Fri, Dec 24, 2004 - Page 14 News List

A question of character

By Meredith Dodge  /  STAFF REPORTER

Calligrapher Yu Guo-ching makes his brush dance to the music. One of his finished pieces is shown here.

PHOTO: MEREDITH DODGE, TAIPEI TIMES

Whether they make your heart beat faster or your head spin, Chinese characters are a powerful force to be reckoned with. Yet, as the world's most complicated writing system -- with its combination of pictograms, ideograms and phonetic signifiers -- Chinese script is under attack and has been for over a century.

The first-ever Taipei Chinese Character Festival is organized by Taipei city's Department of Cultural Affairs and examines the history and culture of as well as the present crises facing Chinese characters from academic, artistic and technological vantage points.

According to Liao Hsien-hao (寥咸浩), Taipei City's cultural affairs commissioner, the festival will give Taiwan a chance to express its deep respect for traditional, or "orthodox" Chinese characters (正體字) and the important role they play in Chinese culture.

The month-long festival will kick off tomorrow night at

7:30pm with an outdoor multi-media concert in the plaza of the Ximending's Chungshan Auditorium. The concert will use a traditional Chinese orchestra for background music to which several master calligraphers will ink their different styles of characters on large sheets of paper.

The performance is designed to demonstrate how the act of writing a character can become like a dance in which each stroke has a different quality or emotion. However, unlike a dance, the performance produces a concrete work of art that allows viewers to reconstruct the calligrapher's movements as they examine each character. If this interactive performance can't show you how to appreciate the complex beauty of Chinese calligraphy, nothing can.

There will be plenty of opportunities for examining all kinds of Chinese characters at the festival's exhibition entitled Chinese Characters and Life. It will open on Dec. 31 at the National Museum of History. The exhibition will focus on four main topics.

One section will feature the five calligraphic scripts, each with its own historical and socio-cultural significance: the seal script (篆書), the official or clerical script (隸書), the regular script (楷書), the grass script (草書) and the running script (行書).

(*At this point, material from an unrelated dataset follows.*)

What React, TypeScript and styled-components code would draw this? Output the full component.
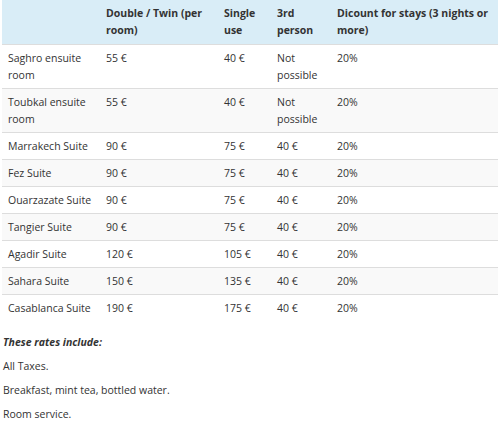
import React from 'react';
import styled, { createGlobalStyle } from 'styled-components';

const GlobalStyle = createGlobalStyle`
    body {
        margin: 0;
        background: #fff;
        font-family: 'Open Sans', 'Liberation Sans', sans-serif;
        font-size: 10.5px;
        color: #333;
    }
`;

interface Rate {
    room: string;
    double: string;
    single: string;
    third: string;
    discount: string;
}

const rates: Array<Rate> = [
    { room: 'Saghro ensuite room', double: '55 €', single: '40 €', third: 'Not possible', discount: '20%' },
    { room: 'Toubkal ensuite room', double: '55 €', single: '40 €', third: 'Not possible', discount: '20%' },
    { room: 'Marrakech Suite', double: '90 €', single: '75 €', third: '40 €', discount: '20%' },
    { room: 'Fez Suite', double: '90 €', single: '75 €', third: '40 €', discount: '20%' },
    { room: 'Ouarzazate Suite', double: '90 €', single: '75 €', third: '40 €', discount: '20%' },
    { room: 'Tangier Suite', double: '90 €', single: '75 €', third: '40 €', discount: '20%' },
    { room: 'Agadir Suite', double: '120 €', single: '105 €', third: '40 €', discount: '20%' },
    { room: 'Sahara Suite', double: '150 €', single: '135 €', third: '40 €', discount: '20%' },
    { room: 'Casablanca Suite', double: '190 €', single: '175 €', third: '40 €', discount: '20%' }
];

const includes = ['All Taxes.', 'Breakfast, mint tea, bottled water.', 'Room service.'];

const App: React.FC = () => (
    <Page>
        <GlobalStyle />
        <RatesTable>
            <colgroup>
                <col style={{ width: 98 }} />
                <col style={{ width: 118 }} />
                <col style={{ width: 53 }} />
                <col style={{ width: 60 }} />
                <col />
            </colgroup>
            <thead>
                <tr>
                    <HeadCell />
                    <HeadCell>Double / Twin (per room)</HeadCell>
                    <HeadCell>Single use</HeadCell>
                    <HeadCell>3rd person</HeadCell>
                    <HeadCell>Dicount for stays (3 nights or more)</HeadCell>
                </tr>
            </thead>
            <tbody>
                {rates.map((r, i) => (
                    <Row key={r.room} striped={i % 2 === 1}>
                        <Cell>{r.room}</Cell>
                        <Cell>{r.double}</Cell>
                        <Cell>{r.single}</Cell>
                        <Cell>{r.third}</Cell>
                        <Cell>{r.discount}</Cell>
                    </Row>
                ))}
            </tbody>
        </RatesTable>
        <Notes>
            <Note>
                <strong>
                    <em>These rates include:</em>
                </strong>
            </Note>
            {includes.map(item => (
                <Note key={item}>{item}</Note>
            ))}
        </Notes>
    </Page>
);

const Page = styled.div`
    padding: 0 2px;
`;

const RatesTable = styled.table`
    width: 496px;
    border-collapse: collapse;
    table-layout: fixed;
    line-height: 17px;
`;

const HeadCell = styled.th`
    background: #d9edf7;
    text-align: left;
    font-weight: 700;
    vertical-align: top;
    padding: 5px 6px;
    color: #333;
`;

const Row = styled.tr<{ striped: boolean }>`
    background: ${p => (p.striped ? '#f9f9f9' : '#fff')};
    border-top: 1px solid #dddddd;
`;

const Cell = styled.td`
    vertical-align: top;
    padding: 5px 6px 4px 6px;
`;

const Notes = styled.div`
    padding: 9px 1px 0;
`;

const Note = styled.p`
    margin: 0;
    line-height: 24px;
`;

export default App;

Another section is devoted to the decorative function of characters, displaying a collection of everyday objects from tea utensils to weapons.

The calligraphic art section shows how the deceptively simple act of writing can become such a rich and highly developed art form, while the "Chinese character technology and modern art" section is sure to hold a few surprises. The exhibition will give visitors a chance to become acquainted with the historical and cultural aspects of something they see and use everyday. For example, did you know that there used to be a character set used only by women?

"Much of modern society considers Chinese characters to be a relic of the past," said Commissioner Liao at a press conference Tuesday. But the main point of the festival, he stressed, was not for Chinese culture to pat itself on the back for past glories.

The International Academic Conference on Chinese Characters and Globalization is planned for Jan. 28-30 at the National Library.

Liao said that the most important task for the conference was to identify and discuss the threats facing the Chinese writing system. Scholars and professionals from various fields will discuss the status of Chinese characters in the "Confucian sphere of influence," which extends throughout East and Southeast Asia. Although Japan is the only non-Chinese society that still uses Chinese characters in its writing system, both Korean and Vietnamese were written using Chinese (or Chinese-based) characters in the recent past.